Halifax drug discovery company Appili Therapeutics, which specializes in developing infectious disease treatments, has bagged a United States patent for its liquid formulation of the antibiotic metronidazole.

For Appili, which was founded in 2015, the patent offers control of an alternative to metronidazole’s usual tablet form, which tastes bitter and can prove problematic for patients with difficulty swallowing.

Securing a patent is a particularly important milestone for drug companies because the 20-year monopoly they offer helps offset the extraordinary regulatory cost involved in bringing a pharmaceutical product to market.

“We believe our liquid oral reformulation solves a significant and growing issue for patients who cannot tolerate the current tablet formulation of metronidazole, especially for the elderly and children who often have difficulty taking solid oral medicines” said CEO Don Cilla in a statement.

“This patent recognizes innovative research by Appili Therapeutics to fill this significant gap in the treatment paradigm, and further strengthens (the product’s) position as a more convenient antibiotic treatment option on the market.”

Cilla, who was previously Appili’s chief development officer, became CEO in November.

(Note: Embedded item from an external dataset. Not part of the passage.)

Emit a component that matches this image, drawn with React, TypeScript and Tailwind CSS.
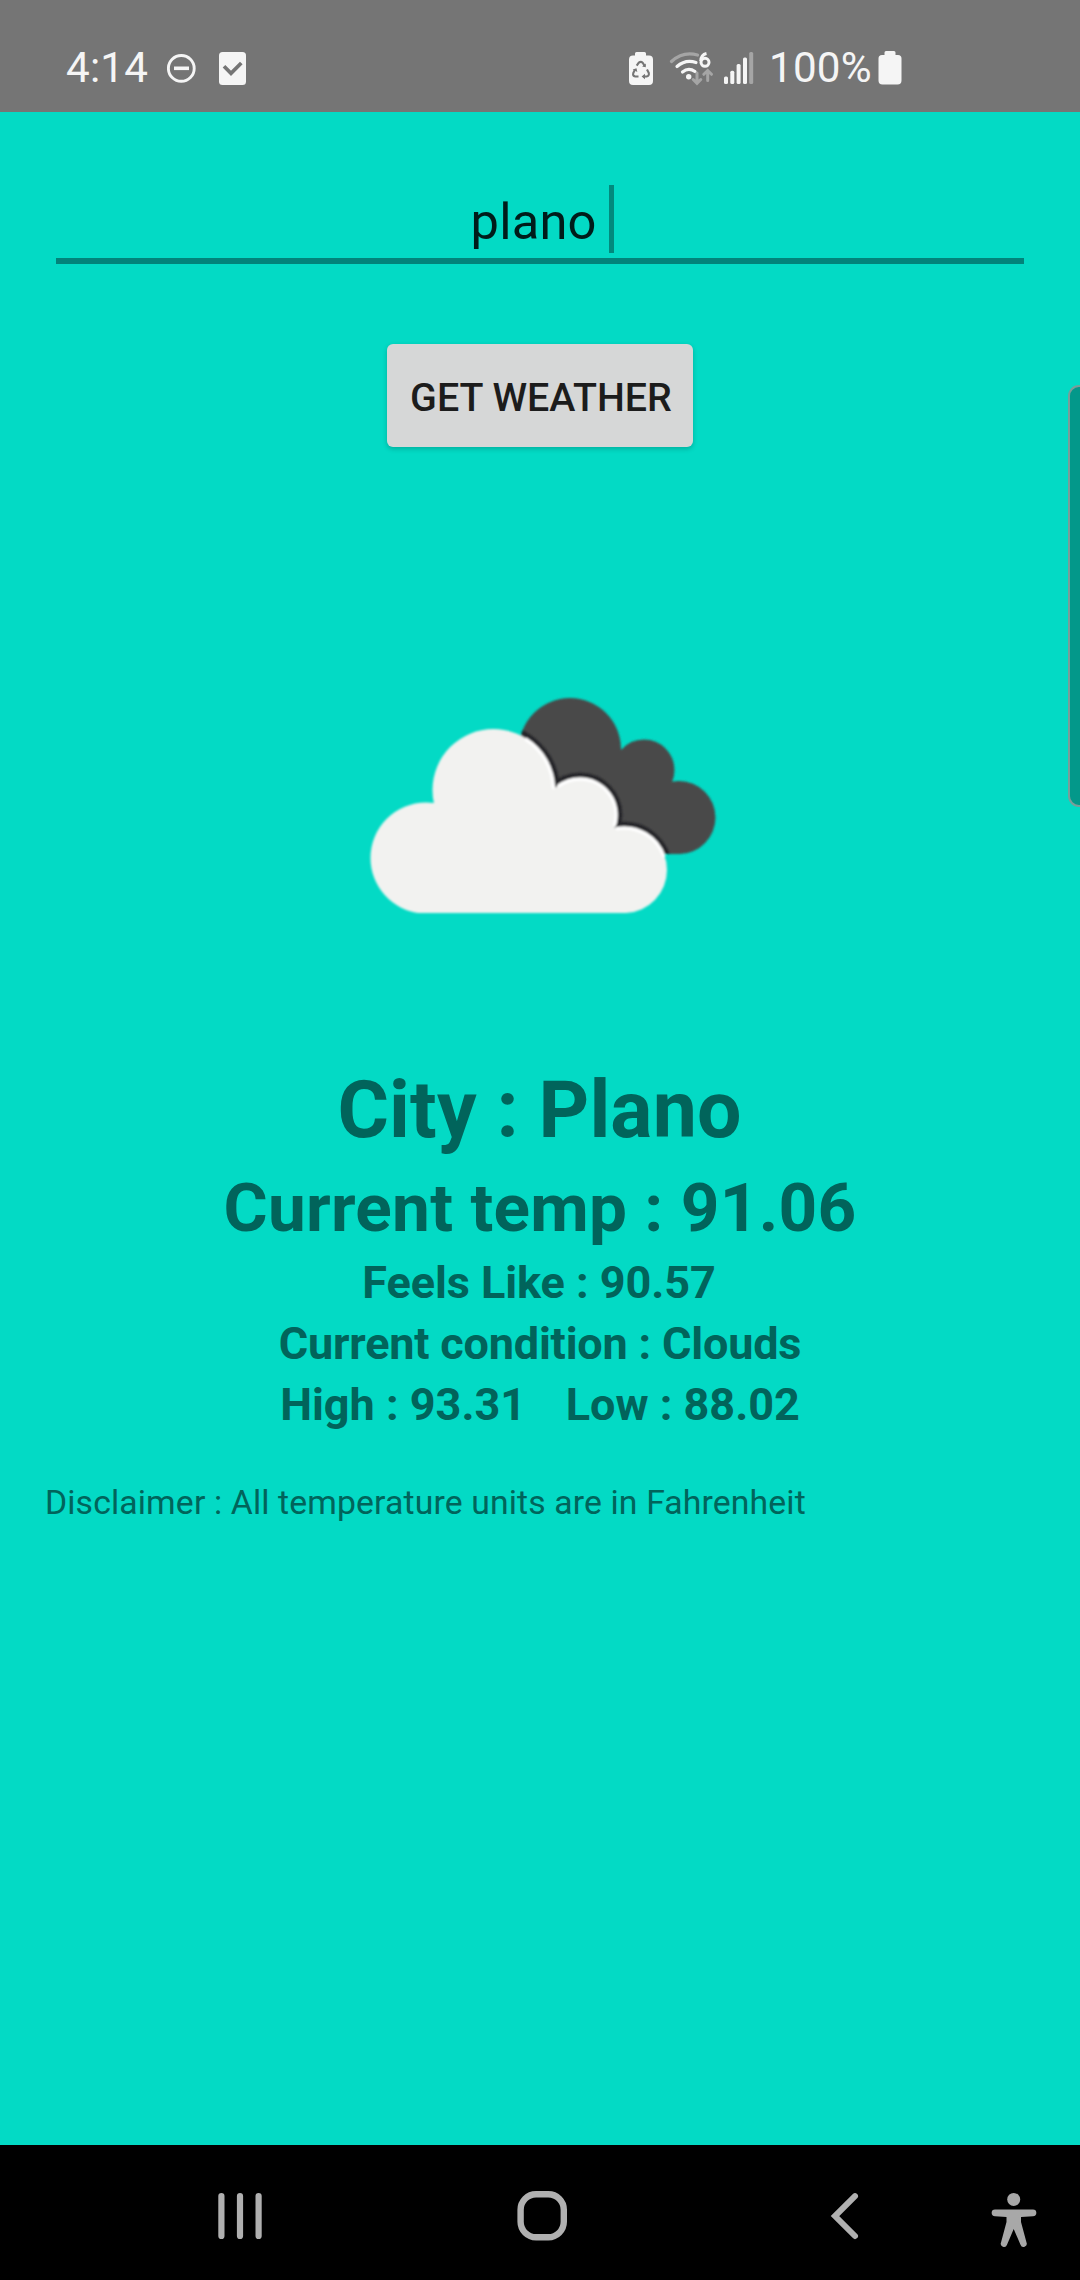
import React from "react";

function StatusBar() {
  return (
    <header className="flex h-[112px] bg-[#757575] pl-[66px] pt-[42px] text-[42.2px] leading-[51px] text-[#f5f5f5]">
      <span className="w-[82px] tracking-[0.2px]">4:14</span>
      <svg className="ml-[19px] mt-[12px] h-[30px] w-[30px]" viewBox="0 0 30 30" fill="none" stroke="#f5f5f5">
        <circle cx="14.3" cy="14.4" r="12.9" strokeWidth="2.9" />
        <path d="M7 14.3H22" strokeWidth="3.6" />
      </svg>
      <svg className="ml-[21px] mt-[9px] h-[34px] w-[28px]" viewBox="0 0 28 34">
        <rect x="1" y="1" width="27" height="33" rx="3.5" fill="#f5f5f5" />
        <path d="M6 15.3 13 22.3 23.3 12" fill="none" stroke="#757575" strokeWidth="3.7" />
      </svg>
      <svg className="ml-[382px] mt-[9px] h-[35px] w-[26px]" viewBox="0 0 26 35">
        <path d="M7 5V2.5Q7 1 8.500 1H16.500Q18 1 18 2.500V4.500H21Q25 4.500 25 8.500V30Q25 34 21 34H5Q1 34 1 30V8.500Q1 4.500 5 4.500H7Z" fill="#f5f5f5" />
        <g fill="none" stroke="#757575" strokeWidth="2.1" strokeLinejoin="round">
          <path d="M8.700 14.700 10.800 11.700Q12.800 10.200 14.700 11.700L16.700 15" />
          <path d="M19 18.500 20.800 22Q21.300 25.200 18.500 25.500H15.500" />
          <path d="M10.500 25.500H7.200Q4.400 25 5.300 22L7 18.500" />
        </g>
        <path d="M17.800 12.500V16.300L14.100 15.500ZM17 22.700V28.300L13.600 25.500ZM4.700 18.400 8.500 17.200 9.300 21Z" fill="#757575" />
      </svg>
      <svg className="ml-[14px] mt-[9px] h-[36px] w-[46px]" viewBox="0 0 46 36" fill="none" strokeLinecap="round">
        <path d="M3.500 10.500Q15 0 29.500 4" stroke="#a5a5a5" strokeWidth="3.200" />
        <g stroke="#f5f5f5" strokeWidth="3.200">
          <path d="M9 15.500Q17.500 8 28 11.500" />
          <path d="M14.500 21Q20.500 16 27 20.500" />
        </g>
        <circle cx="20.700" cy="25.700" r="2.700" fill="#f5f5f5" />
        <path d="M38.500 2.500Q33 3.700 32.800 10" stroke="#f5f5f5" strokeWidth="3" strokeLinecap="butt" />
        <circle cx="37" cy="11.300" r="4" stroke="#f5f5f5" strokeWidth="3" />
        <path d="M29 22V31M25.200 28.500 29 32.300 32.800 28.500M39.700 29.500V21M35.800 23.300 39.700 19.500 43.500 23.300" stroke="#a5a5a5" strokeWidth="3" />
      </svg>
      <svg className="ml-[9px] mt-[9px] h-[34px] w-[31px]" viewBox="0 0 31 34">
        <g fill="#f5f5f5">
          <rect x="1" y="25.500" width="4" height="7.500" rx="1.500" />
          <rect x="7.300" y="19.700" width="4" height="13.300" rx="1.500" />
          <rect x="13.600" y="13" width="4" height="20" rx="1.500" />
          <rect x="20" y="6.500" width="4" height="26.500" rx="1.500" />
        </g>
        <rect x="26.200" y="1" width="4" height="32" rx="1.500" fill="#a5a5a5" />
      </svg>
      <span className="ml-[15px] w-[102px] tracking-[0.2px]">100%</span>
      <svg className="ml-[7px] mt-[8px] h-[35px] w-[24px]" viewBox="0 0 24 35">
        <path d="M6.500 5V2.500Q6.500 1 8 1H16Q17.500 1 17.500 2.500V5H20Q23.500 5 23.500 8.500V30.500Q23.500 34.500 19.500 34.500H4.500Q.5 34.500 .5 30.500V8.500Q.5 5 4 5Z" fill="#f5f5f5" />
      </svg>
    </header>
  );
}

function CloudsIcon() {
  return (
    <svg className="mx-auto mt-[233px] h-[250px] w-[380px]" viewBox="0 0 380 250">
      <defs>
        <filter id="soften" x="-5%" y="-5%" width="110%" height="110%">
          <feGaussianBlur stdDeviation="1.2" />
        </filter>
        <clipPath id="dark-shape">
          <circle cx="220" cy="69" r="51" />
          <circle cx="294" cy="90" r="30.500" />
          <circle cx="329" cy="137.500" r="36.500" />
          <path d="M180 60H260L300 95 330 130V174H250Z" />
        </clipPath>
        <clipPath id="light-shape">
          <circle cx="76" cy="178" r="55.500" />
          <circle cx="143.500" cy="110" r="61" />
          <circle cx="230" cy="135" r="37" />
          <circle cx="274" cy="190" r="43" />
          <path d="M84 125 143 110H200L240 140 276 180V234H70V150Z" />
        </clipPath>
      </defs>
      <g filter="url(#soften)">
        <g clipPath="url(#dark-shape)">
          <rect width="380" height="250" fill="#48484a" />
          <g fill="none" stroke="#262629" strokeWidth="9">
            <circle cx="143.500" cy="110" r="62" />
            <circle cx="230" cy="135" r="38" />
            <circle cx="274" cy="190" r="44" />
          </g>
        </g>
        <g clipPath="url(#light-shape)">
          <rect width="380" height="233" fill="#f2f2f0" />
        </g>
        <g fill="none" stroke="#ffffff" strokeWidth="3.500">
          <path d="M175.300 59.100A60 60 0 0 1 203.500 109" />
          <path d="M208 106.500A36 36 0 0 1 230 99A36 36 0 0 1 264.300 146" />
          <path d="M266 148.800A42 42 0 0 1 314 177" />
        </g>
      </g>
    </svg>
  );
}

function NavigationBar() {
  return (
    <nav className="flex h-[135px] items-start bg-black pl-[217px]">
      <svg className="mt-[46px] h-[50px] w-[46px]" viewBox="0 0 46 50" stroke="#b0b0b0" strokeWidth="6.200" strokeLinecap="round">
        <path d="M4.400 5V45M23 5V45M41.600 5V45" />
      </svg>
      <svg className="ml-[253px] mt-[45px] h-[52px] w-[52px]" viewBox="0 0 52 52">
        <rect x="4.600" y="4.300" width="43.200" height="43" rx="15.500" fill="none" stroke="#b0b0b0" strokeWidth="6.400" />
      </svg>
      <svg className="ml-[262px] mt-[46px] h-[50px] w-[30px]" viewBox="0 0 30 50">
        <path d="M25 5.200 5 25 25 45" fill="none" stroke="#b0b0b0" strokeWidth="6" strokeLinecap="round" />
      </svg>
      <svg className="ml-[131px] mt-[47px] h-[56px] w-[46px]" viewBox="0 0 46 56" fill="#a8a8a8">
        <circle cx="22.700" cy="7.400" r="6.500" />
        <path d="M4 17.500H42A3.300 3.300 0 0 1 42 24.200L30 25V30L35.500 50.500A3.100 3.100 0 0 1 29.500 52.800L22.700 37 16 52.800A3.100 3.100 0 0 1 10 50.500L15.500 30V25L4 24.200A3.300 3.300 0 0 1 4 17.500Z" />
      </svg>
    </nav>
  );
}

export default function App() {
  return (
    <div className="relative flex h-[2280px] w-[1080px] flex-col overflow-hidden bg-[#03dac5] font-[Roboto,sans-serif]">
      <StatusBar />
      <main className="flex flex-1 flex-col">
        <div className="mx-[56px] mt-[73px] flex h-[79px] justify-center border-b-[6px] border-[#02837a]">
          <span className="whitespace-pre text-[50.625px] leading-[73px] tracking-[0.2px] text-[#001c1a]">{"plano "}</span>
          <span className="-mr-[5px] h-[68px] w-[5px] bg-[#028a7d]" />
        </div>
        <button className="mx-auto mt-[80px] h-[103px] w-[306px] rounded-[6px] bg-[#d6d7d7] pl-[2px] pt-[5px] text-[39.375px] font-medium leading-[98px] text-[#1c1c1c] shadow-[0_2px_5px_rgba(0,0,0,0.2)]">
          <span className="whitespace-nowrap">GET WEATHER</span>
        </button>
        <CloudsIcon />
        <section className="mt-[128px] text-center font-bold text-[#01645b]">
          <h1 className="pr-[1px] text-[78.75px] leading-[105px] tracking-[0.15px]">City : Plano</h1>
          <h2 className="text-[67.5px] leading-[90px] tracking-[0.28px]">Current temp : 91.06</h2>
          <p className="pr-[2px] text-[45px] leading-[60px] tracking-[-0.07px]">Feels Like : 90.57</p>
          <p className="text-[45px] leading-[61px] tracking-[-0.2px]">Current condition : Clouds</p>
          <p className="whitespace-pre text-[45px] leading-[61px]">
            <span className="mr-[6px]">{"High : 93.31   "}</span>
            <span>Low : 88.02</span>
          </p>
        </section>
        <p className="mt-[45px] pl-[45px] text-[33.75px] leading-[45px] tracking-[0.13px] text-[#01645b]">
          Disclaimer : All temperature units are in Fahrenheit
        </p>
      </main>
      <NavigationBar />
      <div className="absolute -right-[10px] top-[385px] h-[422px] w-[22px] rounded-[13px] border-[2.500px] border-[#7a9d99] bg-[#03988a]" />
    </div>
  );
}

He is also an adjunct professor at Northeastern University, where he teaches biotechnology and economics to graduate students.

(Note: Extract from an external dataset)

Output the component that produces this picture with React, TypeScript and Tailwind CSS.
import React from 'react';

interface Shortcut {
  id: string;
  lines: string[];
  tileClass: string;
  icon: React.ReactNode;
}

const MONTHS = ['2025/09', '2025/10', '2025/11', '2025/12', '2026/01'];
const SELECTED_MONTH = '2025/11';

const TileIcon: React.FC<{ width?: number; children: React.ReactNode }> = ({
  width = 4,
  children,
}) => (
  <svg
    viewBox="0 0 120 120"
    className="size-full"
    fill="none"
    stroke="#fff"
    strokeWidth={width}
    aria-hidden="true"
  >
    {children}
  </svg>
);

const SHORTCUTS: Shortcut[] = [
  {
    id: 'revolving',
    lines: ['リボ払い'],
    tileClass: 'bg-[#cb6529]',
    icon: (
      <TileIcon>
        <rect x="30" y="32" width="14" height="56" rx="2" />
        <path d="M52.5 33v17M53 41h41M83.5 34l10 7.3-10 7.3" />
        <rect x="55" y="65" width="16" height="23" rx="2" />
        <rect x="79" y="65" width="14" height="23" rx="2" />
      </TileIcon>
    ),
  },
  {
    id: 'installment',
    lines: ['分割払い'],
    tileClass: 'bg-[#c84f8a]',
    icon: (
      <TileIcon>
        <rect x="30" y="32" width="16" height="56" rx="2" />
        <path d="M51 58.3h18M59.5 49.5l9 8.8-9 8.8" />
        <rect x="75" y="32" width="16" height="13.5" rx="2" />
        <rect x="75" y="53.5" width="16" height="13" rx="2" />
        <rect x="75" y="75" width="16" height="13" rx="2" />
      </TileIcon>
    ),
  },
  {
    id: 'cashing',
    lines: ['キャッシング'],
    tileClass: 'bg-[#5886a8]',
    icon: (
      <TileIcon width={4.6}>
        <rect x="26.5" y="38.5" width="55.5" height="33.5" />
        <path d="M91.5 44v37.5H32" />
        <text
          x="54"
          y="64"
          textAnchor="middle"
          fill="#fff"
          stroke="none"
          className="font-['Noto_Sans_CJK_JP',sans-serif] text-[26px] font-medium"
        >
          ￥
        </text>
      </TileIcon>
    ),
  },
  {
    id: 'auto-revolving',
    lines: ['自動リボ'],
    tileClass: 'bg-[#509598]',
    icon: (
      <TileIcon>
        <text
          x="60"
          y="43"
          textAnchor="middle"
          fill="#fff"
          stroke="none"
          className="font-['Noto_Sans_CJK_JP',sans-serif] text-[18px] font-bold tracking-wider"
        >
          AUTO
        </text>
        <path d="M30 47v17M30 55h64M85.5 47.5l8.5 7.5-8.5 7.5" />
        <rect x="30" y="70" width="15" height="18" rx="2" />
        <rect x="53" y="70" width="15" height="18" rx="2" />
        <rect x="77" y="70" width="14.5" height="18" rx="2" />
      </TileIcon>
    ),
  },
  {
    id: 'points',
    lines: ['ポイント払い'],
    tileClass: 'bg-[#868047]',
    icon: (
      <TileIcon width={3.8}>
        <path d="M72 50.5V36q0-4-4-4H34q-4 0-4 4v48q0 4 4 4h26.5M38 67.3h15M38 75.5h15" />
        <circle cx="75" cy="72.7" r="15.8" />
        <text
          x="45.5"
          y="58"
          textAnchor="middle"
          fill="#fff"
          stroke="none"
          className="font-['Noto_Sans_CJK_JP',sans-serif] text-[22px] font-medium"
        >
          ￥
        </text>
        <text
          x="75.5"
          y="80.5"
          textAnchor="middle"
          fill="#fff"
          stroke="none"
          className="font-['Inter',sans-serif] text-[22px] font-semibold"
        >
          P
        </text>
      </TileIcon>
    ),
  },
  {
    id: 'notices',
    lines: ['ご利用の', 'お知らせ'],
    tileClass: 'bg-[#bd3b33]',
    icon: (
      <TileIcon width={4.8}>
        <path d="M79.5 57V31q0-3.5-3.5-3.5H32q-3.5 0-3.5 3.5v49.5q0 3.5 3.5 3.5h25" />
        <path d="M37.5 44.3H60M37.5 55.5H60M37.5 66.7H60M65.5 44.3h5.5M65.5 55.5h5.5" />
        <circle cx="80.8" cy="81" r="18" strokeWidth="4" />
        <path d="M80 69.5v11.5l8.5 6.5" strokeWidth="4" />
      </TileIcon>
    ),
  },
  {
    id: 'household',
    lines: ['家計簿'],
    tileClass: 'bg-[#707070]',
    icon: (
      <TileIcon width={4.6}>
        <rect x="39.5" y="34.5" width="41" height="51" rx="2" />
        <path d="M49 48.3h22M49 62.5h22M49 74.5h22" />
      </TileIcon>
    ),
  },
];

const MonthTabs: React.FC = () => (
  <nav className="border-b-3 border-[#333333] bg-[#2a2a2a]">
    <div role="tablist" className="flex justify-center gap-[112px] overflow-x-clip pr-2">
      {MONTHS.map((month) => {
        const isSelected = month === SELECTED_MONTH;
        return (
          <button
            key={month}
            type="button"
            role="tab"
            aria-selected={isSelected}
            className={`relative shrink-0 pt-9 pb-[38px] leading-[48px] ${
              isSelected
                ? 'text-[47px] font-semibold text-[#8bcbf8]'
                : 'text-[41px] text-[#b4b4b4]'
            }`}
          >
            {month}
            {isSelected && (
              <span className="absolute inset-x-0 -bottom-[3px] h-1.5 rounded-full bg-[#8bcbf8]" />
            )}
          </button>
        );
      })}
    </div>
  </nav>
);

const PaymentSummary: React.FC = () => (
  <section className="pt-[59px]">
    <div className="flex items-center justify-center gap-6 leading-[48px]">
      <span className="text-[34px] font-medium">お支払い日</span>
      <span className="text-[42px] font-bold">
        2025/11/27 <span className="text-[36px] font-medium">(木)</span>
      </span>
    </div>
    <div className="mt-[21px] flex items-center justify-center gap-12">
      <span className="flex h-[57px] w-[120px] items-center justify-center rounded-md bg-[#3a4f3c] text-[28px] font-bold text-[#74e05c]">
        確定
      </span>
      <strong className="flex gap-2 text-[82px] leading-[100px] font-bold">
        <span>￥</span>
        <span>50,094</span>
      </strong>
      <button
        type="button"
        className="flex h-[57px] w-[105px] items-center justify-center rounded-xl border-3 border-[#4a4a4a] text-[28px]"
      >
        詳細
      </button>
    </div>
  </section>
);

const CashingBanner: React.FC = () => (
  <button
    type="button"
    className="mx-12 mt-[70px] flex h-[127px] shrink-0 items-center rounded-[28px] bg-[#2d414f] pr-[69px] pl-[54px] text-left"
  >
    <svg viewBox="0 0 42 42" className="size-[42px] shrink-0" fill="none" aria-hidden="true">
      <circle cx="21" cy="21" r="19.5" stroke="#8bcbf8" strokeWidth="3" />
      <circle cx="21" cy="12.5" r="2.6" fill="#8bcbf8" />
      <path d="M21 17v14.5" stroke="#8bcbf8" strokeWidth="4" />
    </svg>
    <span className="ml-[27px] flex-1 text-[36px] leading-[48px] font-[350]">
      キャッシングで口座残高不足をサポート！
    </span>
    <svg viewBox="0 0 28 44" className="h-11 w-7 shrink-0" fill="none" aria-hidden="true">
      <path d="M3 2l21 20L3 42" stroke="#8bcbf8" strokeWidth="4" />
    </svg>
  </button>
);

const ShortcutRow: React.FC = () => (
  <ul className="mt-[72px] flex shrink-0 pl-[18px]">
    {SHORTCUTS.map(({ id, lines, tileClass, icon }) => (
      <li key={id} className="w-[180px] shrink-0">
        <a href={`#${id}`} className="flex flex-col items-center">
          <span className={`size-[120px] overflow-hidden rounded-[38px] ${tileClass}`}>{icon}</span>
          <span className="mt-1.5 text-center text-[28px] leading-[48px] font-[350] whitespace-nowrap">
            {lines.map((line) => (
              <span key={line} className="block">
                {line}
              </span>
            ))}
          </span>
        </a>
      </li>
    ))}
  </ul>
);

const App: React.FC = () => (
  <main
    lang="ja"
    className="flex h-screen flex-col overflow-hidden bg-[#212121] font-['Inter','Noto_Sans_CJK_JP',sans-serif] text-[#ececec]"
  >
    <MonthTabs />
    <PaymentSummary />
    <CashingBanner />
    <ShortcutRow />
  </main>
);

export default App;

His predecessor, Armando Balboni is now the Appili’s chairman, as well as director of the Life Sciences Research Center at the United States Air Force academy.

Metronidazole, meanwhile, is widely used to treat a range of bacterial infections, such as rosacea, dental abscesses and postoperative infections. More than 10 million prescriptions for the drug are written annually in the U.S.

The patent announcement comes six months after Appili announced a deal to produce a tularemia vaccine for the U.S. Department of Defence.

The deal, worth US$14 million over two years, is an expansion of an existing agreement from February of last year. It was originally slated to see the Department of Defence spend US$10 million to fund Appili’s “nonclinical” manufacturing and regulatory activities related to the vaccine with the ultimate goal of filing a new drug application with the Food and Drug Administration.

Listed on the Toronto Stock Exchange, Appili's shares have endured a gloomy couple of years, losing about 95 per cent of their value since May, 2021. On Thursday, they rose half a cent to four cents.